A lifting machine is called a reversible machine if it is capable of doing work in reverse direction when the applied effort is removed.

Reversibility feature is not a desirable quality for a lifting machines. When the applied effort is removed, the lifted load will lower by itself which may cause accident and damage to the equipment.

If $( \phi > \alpha )$ , then the effort required to lower the load will be positive. That means an effort is required to lower the load. Such a screw is called self locking screw.

Therefore, a lifting machine must be irreversible or self-locking.

Hence, for self locking of a screw, the friction angle $( \phi )$ is greater than helix angle $( \alpha )$ .

Let, $( P_{Actual} )$ is the actual effort required to lift a load and $( P_{Ideal} )$ is the ideal effort neglecting friction force.

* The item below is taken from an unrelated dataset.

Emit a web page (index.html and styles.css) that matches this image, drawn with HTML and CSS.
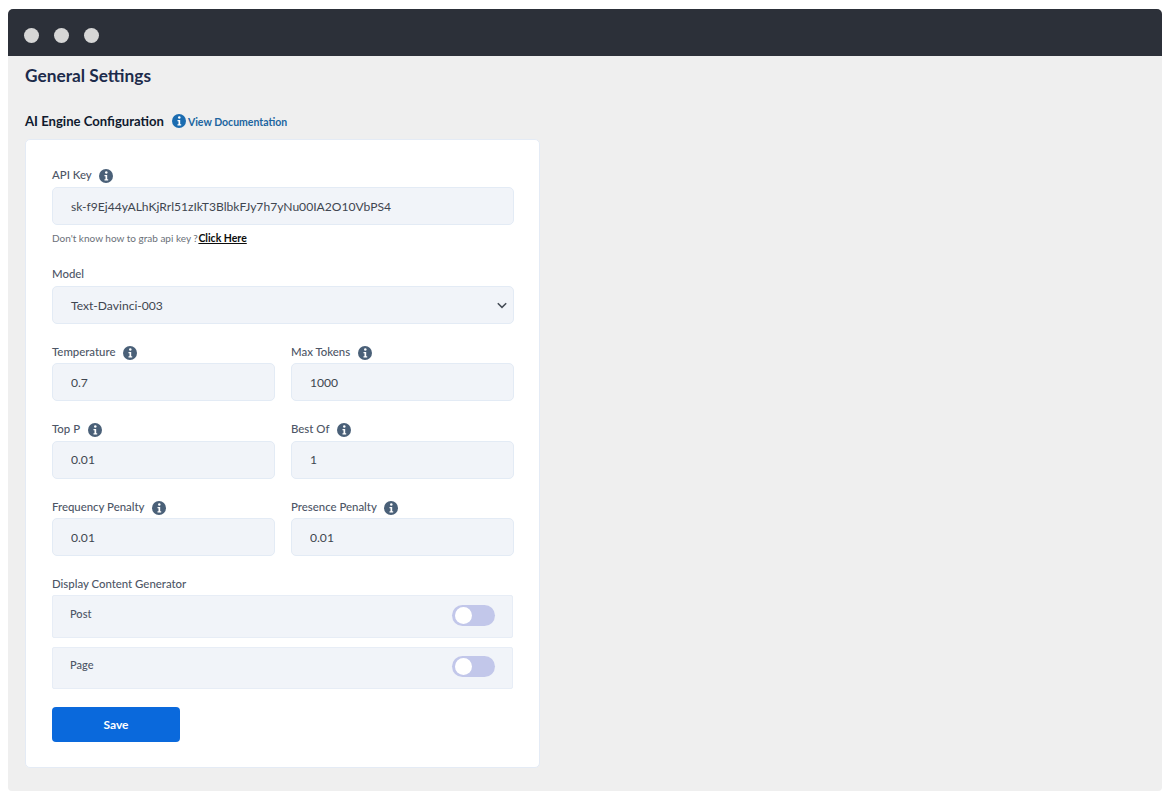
FILE: index.html
```html
<!DOCTYPE html>
<html lang="en">
<head>
<meta charset="utf-8">
<title>General Settings</title>
<link rel="stylesheet" href="styles.css">
</head>
<body>
<svg class="defs" width="0" height="0" aria-hidden="true">
  <symbol id="info" viewBox="0 0 14 14">
    <circle cx="7" cy="7" r="7" fill="currentColor"/>
    <circle cx="7.3" cy="3.6" r="1.25" fill="#fff"/>
    <path d="M5.5 6h2.7v4.2h1v1.2H5.5v-1.2h1V7.2h-1z" fill="#fff"/>
  </symbol>
</svg>
<div class="window">
  <header class="titlebar">
    <span class="dot"></span><span class="dot"></span><span class="dot"></span>
  </header>
  <main class="content">
    <h1 class="page-title">General Settings</h1>
    <div class="section-head">
      <h2 class="section-title">AI Engine Configuration</h2>
      <svg class="doc-icon"><use href="#info"/></svg>
      <a class="doc-link" href="#">View Documentation</a>
    </div>
    <section class="card">
      <div class="field">
        <label class="label">API Key <svg class="tip"><use href="#info"/></svg></label>
        <input class="input" type="text" value="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">
        <p class="help">Don't know how to grab api key ? <a href="#">Click Here</a></p>
      </div>
      <div class="field field-model">
        <label class="label">Model</label>
        <div class="select">
          <span>Text-Davinci-003</span>
          <svg class="chevron" viewBox="0 0 10 7"><path d="M.8 1.2 5 5.4l4.2-4.2" fill="none" stroke="#444b55" stroke-width="1.5"/></svg>
        </div>
      </div>
      <div class="grid">
        <div class="field">
          <label class="label">Temperature <svg class="tip"><use href="#info"/></svg></label>
          <input class="input" type="text" value="0.7">
        </div>
        <div class="field">
          <label class="label">Max Tokens <svg class="tip"><use href="#info"/></svg></label>
          <input class="input" type="text" value="1000">
        </div>
        <div class="field">
          <label class="label">Top P <svg class="tip"><use href="#info"/></svg></label>
          <input class="input" type="text" value="0.01">
        </div>
        <div class="field">
          <label class="label">Best Of <svg class="tip"><use href="#info"/></svg></label>
          <input class="input" type="text" value="1">
        </div>
        <div class="field">
          <label class="label">Frequency Penalty <svg class="tip"><use href="#info"/></svg></label>
          <input class="input" type="text" value="0.01">
        </div>
        <div class="field">
          <label class="label">Presence Penalty <svg class="tip"><use href="#info"/></svg></label>
          <input class="input" type="text" value="0.01">
        </div>
      </div>
      <div class="generator">
        <div class="label">Display Content Generator</div>
        <div class="toggle-row"><span class="toggle-name">Post</span><span class="switch"><span class="knob"></span></span></div>
        <div class="toggle-row"><span class="toggle-name">Page</span><span class="switch"><span class="knob"></span></span></div>
      </div>
      <button class="save" type="button">Save</button>
    </section>
  </main>
</div>
</body>
</html>
```
FILE: styles.css
```css
* { box-sizing: border-box; }
html, body { margin: 0; padding: 0; }
body {
  background: #fff;
  padding: 9px 8px;
  height: 800px;
  overflow: hidden;
  font-family: Lato, "Liberation Sans", sans-serif;
  color: #4d5666;
}
.defs { position: absolute; }
.window {
  height: 782px;
  background: #efefef;
  border-radius: 5px 5px 4px 4px;
  overflow: hidden;
}
.titlebar {
  height: 47px;
  background: #2c3039;
  display: flex;
  align-items: center;
  gap: 15px;
  padding: 5px 16px 0;
}
.dot {
  width: 15px;
  height: 15px;
  border-radius: 50%;
  background: #d6d6d6;
}
.content { padding: 9px 17px 0; }
.page-title {
  margin: 0;
  font-size: 17.3px;
  line-height: 22px;
  font-weight: 700;
  color: #1c2b4b;
}
.section-head {
  display: flex;
  align-items: center;
  height: 20px;
  margin-top: 24px;
}
.section-title {
  margin: 0;
  font-size: 13.1px;
  font-weight: 700;
  color: #0f1a2e;
}
.doc-icon {
  width: 14px;
  height: 14px;
  margin-left: 8px;
  color: #1b6cb0;
}
.doc-link {
  margin-left: 2px;
  font-size: 10.5px;
  font-weight: 700;
  color: #20659f;
  text-decoration: none;
  padding-top: 1px;
}
.card {
  width: 515px;
  height: 629px;
  margin-top: 8px;
  padding: 27px 25px 0 26px;
  background: #fff;
  border: 1px solid #e4ebf5;
  border-radius: 5px;
}
.field { display: flex; flex-direction: column; }
.field-model { margin-top: 22px; }
.label {
  display: flex;
  align-items: center;
  height: 16px;
  margin-bottom: 4px;
  font-size: 11.4px;
  font-weight: 500;
  color: #4d5666;
  white-space: pre;
}
.card > .field > .label { padding-bottom: 1px; }
.tip {
  width: 14px;
  height: 14px;
  margin-left: 5px;
  margin-top: 3px;
  color: #4a6078;
}
.input, .select {
  width: 100%;
  height: 38px;
  padding: 0 18px;
  background: #f1f4f9;
  border: 1px solid #e3ebf5;
  border-radius: 5px;
  font-family: inherit;
  font-size: 12.1px;
  color: #3f4650;
  outline: none;
}
.select {
  display: flex;
  align-items: center;
  justify-content: space-between;
  padding-right: 6px;
}
.chevron { width: 10px; height: 7px; }
.help {
  margin: 7px 0 0;
  font-size: 10px;
  line-height: 12px;
  color: #6a7078;
}
.help a { color: #0c0c0c; font-weight: 700; font-size: 10.5px; margin-left: -2px; }
.grid {
  display: grid;
  grid-template-columns: 223px 223px;
  column-gap: 16px;
  row-gap: 19.5px;
  margin-top: 19px;
}
.generator { margin-top: 19px; }
.generator .label { margin-bottom: 4px; }
.toggle-row {
  width: 461px;
  height: 42.5px;
  margin-bottom: 9px;
  padding: 0 17px 2px 17px;
  display: flex;
  align-items: center;
  justify-content: space-between;
  background: #f1f4f9;
  border: 1px solid #e7edf6;
  border-radius: 2px;
  font-size: 11px;
  font-weight: 500;
  color: #4d5666;
}
.toggle-name { margin-bottom: 4px; }
.switch {
  display: block;
  width: 43px;
  height: 21px;
  padding: 2px 3px;
  border-radius: 11px;
  background: #c2c7ea;
}
.knob {
  display: block;
  width: 17px;
  height: 17px;
  border-radius: 50%;
  background: #fff;
}
.save {
  display: block;
  width: 128px;
  height: 35px;
  margin-top: 18px;
  background: #0a69dc;
  border: 0;
  border-radius: 4px;
  color: #fff;
  font-family: inherit;
  font-size: 12px;
  font-weight: 700;
}
```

Then, velocity ratio for screw jack will be –

$VR = \left ( \frac { W }{ P_ { Ideal }} \right )$

Or, $\quad ( P _ { Ideal } ) = \left ( \frac { W }{ VR } \right )$

And, effort lost in friction will be –

$( P _ { Friction } ) = ( P _ { Actual } - P _ { Ideal } ) = \left [ P _ { Actual } - \left ( \frac { W }{ VR } \right ) \right ]$

When, applied effort $( P_{Actual} )$ is removed, the force resisting the spontaneous falling down of load will be the force of friction. This force of friction is equal to $\left [ P _ { Actual } - \left ( \frac { W }{ VR } \right ) \right ]$

If this frictional force is greater than $( P_{Ideal} )$ ,then load $( W )$ will not fall spontaneously even when effort $( P_{Actual} )$ is removed.

Therefore, friction force $\left [ P _ { Actual } - \left ( \frac { W }{ VR } \right ) \right ]$ is necessary to balance the load $( W )$ in the absence of effort.

Hence, necessary condition for a machine to be irreversible or self locking is –

$( P _ { Friction } ) > ( P _ { Ideal } )$

So, $\quad ( P _ {Actual} - P _ {Ideal} ) > ( P _ {Ideal} )$

Therefore, $\quad ( P _ {Actual} ) > 2 ( P _ {Ideal} )$

Therefore, for a self locking machine actual effort required for lifting a load is more than double of the ideal effort required for lifting the same load.